James Mallon, a este propósito, fala dos quatro pilares de constituição de uma equipa missionária. É preciso Unidade de visão, Equilíbrio de forças, Vulnerabilidade e confiança e Tensão saudável. Quer dizer, é necessário um grupo que tenha o mesmo alinhamento de visão, cujas pessoas estejam no seu carisma próprio, numa autêntica relação de fé, caridade e perdão, e na transparência da sua intenção. No fundo precisamos de equipas compostas por pessoas credíveis, disponíveis, contagiantes e dóceis ('ductíveis'), que compreendam que a Igreja serve para anunciar Cristo.
I. Empregar 80% do tempo pastoral para encontrar 80% da comunidade dos irmãos. Da clássica regra 20/80 para a regra de ouro 80/80.
A Diocese de Santarém fará, em Julho de 2025, cinquenta anos da sua criação. A celebração do cinquentenário vai coincidir com o tradicional jubileu da Encarnação. Parece-me uma ocasião propícia para a ação de graças, a reflexão, a purificação e a projeção. Seria importante marcarmos a data com uma revisão de vida, mais do que com eventos físicos, ainda que eles sejam necessários.
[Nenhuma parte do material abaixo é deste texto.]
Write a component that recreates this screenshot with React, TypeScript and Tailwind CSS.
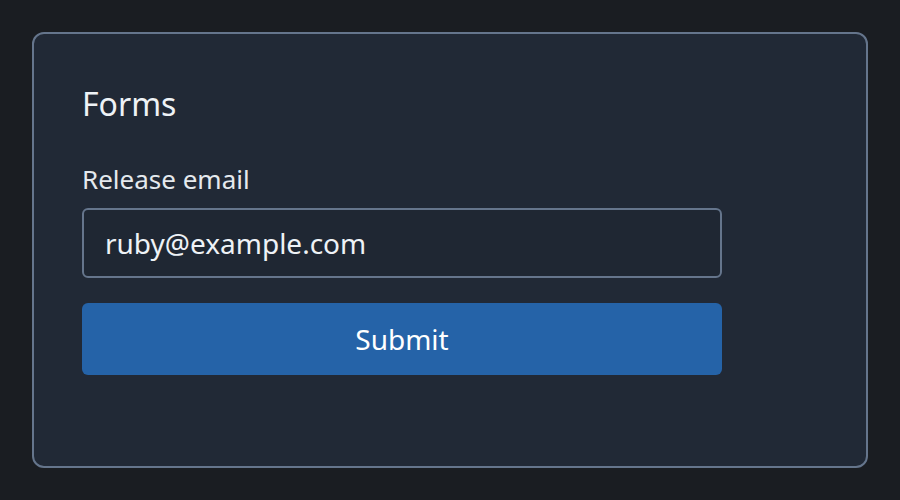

Nesta ocasião, e também porque se aproxima uma nova nomeação pastoral, voltei a consultar James Mallon, Renovação Divina, Paulus, 2019. O livro foi publicado em 2014, e foi sendo aprofundado noutro, entretanto traduzido como J. Mallon, Desbloqueia a tua paróquia, Paulus, 2020. Há um outro sobre a renovação da diocese - Beyond the parish, de 2019 (Au-delà de la paroisse, de 2022) - que ainda não está traduzido em português.
No primeiro livro, Renovação Divina, J. Mallon aponta 10 prioridades para a renovação de uma paróquia (p. 270-271). As primeiras quatro são:
1. Dar prioridade ao fim de semana
2. Hospitalidade
3. Música edificante
4. Homilias fabulosas
(…)
As dez prioridades contrapõem-se aos sete valores reais por que se pautam as nossas actuais paróquias:
1. Preservação dos edifício
2. Catequese centrada nas crianças
3. Conveniência de horários
4. Expectativas mínimas
(…)
Sucede que as quatro primeiras prioridades estão centradas à volta do fim de semana (p. 95-101). O fim de semana - aponta o conhecido autor - é o único momento em que vemos 80% das pessoas da comunidade e, apesar disso, investimos apenas 20% do tempo pastoral a planear e a preparar esse encontro.
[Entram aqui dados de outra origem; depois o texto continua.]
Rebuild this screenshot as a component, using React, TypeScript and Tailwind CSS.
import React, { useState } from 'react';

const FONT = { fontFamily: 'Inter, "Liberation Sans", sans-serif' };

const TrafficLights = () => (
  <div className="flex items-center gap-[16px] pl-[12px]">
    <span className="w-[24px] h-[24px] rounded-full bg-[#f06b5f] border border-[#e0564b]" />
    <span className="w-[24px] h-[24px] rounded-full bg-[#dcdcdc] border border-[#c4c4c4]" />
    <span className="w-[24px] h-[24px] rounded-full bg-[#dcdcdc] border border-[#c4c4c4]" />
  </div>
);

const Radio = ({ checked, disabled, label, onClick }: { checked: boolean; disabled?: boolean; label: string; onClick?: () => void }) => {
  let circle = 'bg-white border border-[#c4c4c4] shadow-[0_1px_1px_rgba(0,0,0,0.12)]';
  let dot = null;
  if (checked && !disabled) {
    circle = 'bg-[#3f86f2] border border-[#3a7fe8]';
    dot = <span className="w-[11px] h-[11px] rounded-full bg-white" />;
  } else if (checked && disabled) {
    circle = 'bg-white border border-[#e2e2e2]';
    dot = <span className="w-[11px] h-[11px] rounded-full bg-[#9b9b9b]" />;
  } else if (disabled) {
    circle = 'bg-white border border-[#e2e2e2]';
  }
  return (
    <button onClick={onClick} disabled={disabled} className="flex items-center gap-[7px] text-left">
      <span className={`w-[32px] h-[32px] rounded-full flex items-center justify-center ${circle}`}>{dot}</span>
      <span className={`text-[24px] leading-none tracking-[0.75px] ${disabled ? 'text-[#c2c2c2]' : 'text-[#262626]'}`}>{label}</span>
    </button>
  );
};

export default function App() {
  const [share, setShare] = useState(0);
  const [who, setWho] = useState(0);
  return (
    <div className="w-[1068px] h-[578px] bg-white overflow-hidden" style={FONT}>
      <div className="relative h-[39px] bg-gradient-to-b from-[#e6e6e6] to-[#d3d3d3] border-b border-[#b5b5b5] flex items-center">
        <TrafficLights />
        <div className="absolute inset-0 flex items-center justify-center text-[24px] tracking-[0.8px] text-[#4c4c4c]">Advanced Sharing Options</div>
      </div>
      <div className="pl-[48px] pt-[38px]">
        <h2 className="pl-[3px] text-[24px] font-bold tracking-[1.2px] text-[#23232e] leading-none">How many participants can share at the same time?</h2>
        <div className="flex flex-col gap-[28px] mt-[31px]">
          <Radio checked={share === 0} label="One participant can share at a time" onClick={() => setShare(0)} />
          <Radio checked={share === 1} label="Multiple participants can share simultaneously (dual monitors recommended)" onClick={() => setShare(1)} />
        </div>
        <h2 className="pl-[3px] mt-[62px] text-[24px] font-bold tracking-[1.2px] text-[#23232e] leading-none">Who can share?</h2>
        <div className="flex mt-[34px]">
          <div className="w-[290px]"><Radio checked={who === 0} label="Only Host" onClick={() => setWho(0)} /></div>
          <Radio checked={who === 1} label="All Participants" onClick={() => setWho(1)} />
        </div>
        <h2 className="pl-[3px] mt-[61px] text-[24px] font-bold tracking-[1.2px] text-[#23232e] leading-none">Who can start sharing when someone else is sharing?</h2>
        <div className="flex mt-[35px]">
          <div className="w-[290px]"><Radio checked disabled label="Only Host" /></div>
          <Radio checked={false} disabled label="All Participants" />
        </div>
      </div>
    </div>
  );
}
Na verdade, é fácil gastar 80% da semana em assuntos que não têm que ver com o fim de semana, tais como cartório, administração, reuniões, grupos, exéquias, etc. Planeamos e preparamos a semana como se nela acontecessem as coisas verdadeiramente importantes, e descuramos o fim de semana como se ele fosse ‘um acréscimo, um leve interromper do trabalho real, que decorre de segunda a sexta’ (p. 96).
Não há dúvida de que a prioridade de qualquer paróquia e de qualquer sacerdote deveria ser o fim de semana, a celebração da eucaristia e o encontro da grande comunidade. É preciso ultrapassar a ‘clássica regra dos 80/20’ como diz Mallon, para uma outra regra de ouro 80/80: 80% do tempo semanal para planear e preparar o encontro com 80% da minha comunidade, em vez dos habituais 20% empregados para encontrar 80% da nossa comunidade.
Na verdade, é fácil verificar como descuramos o domingo. Basta ver as celebrações seguidas umas das outras, sem tempo de qualidade para desenvolver relações e realizar convites, para encontrar ou juntar as pessoas; sem um ministério de música que motive e faça sentido, sem acólitos, sem famílias, etc. Assim, de repente, não podemos celebrar mais de duas eucaristias no domingo de manhã, às 10.30 e às 12.00 (uma outra às 16.00). Deveríamos arrumar assim o domingo para estarmos uns com os outros com comunhão e alegria.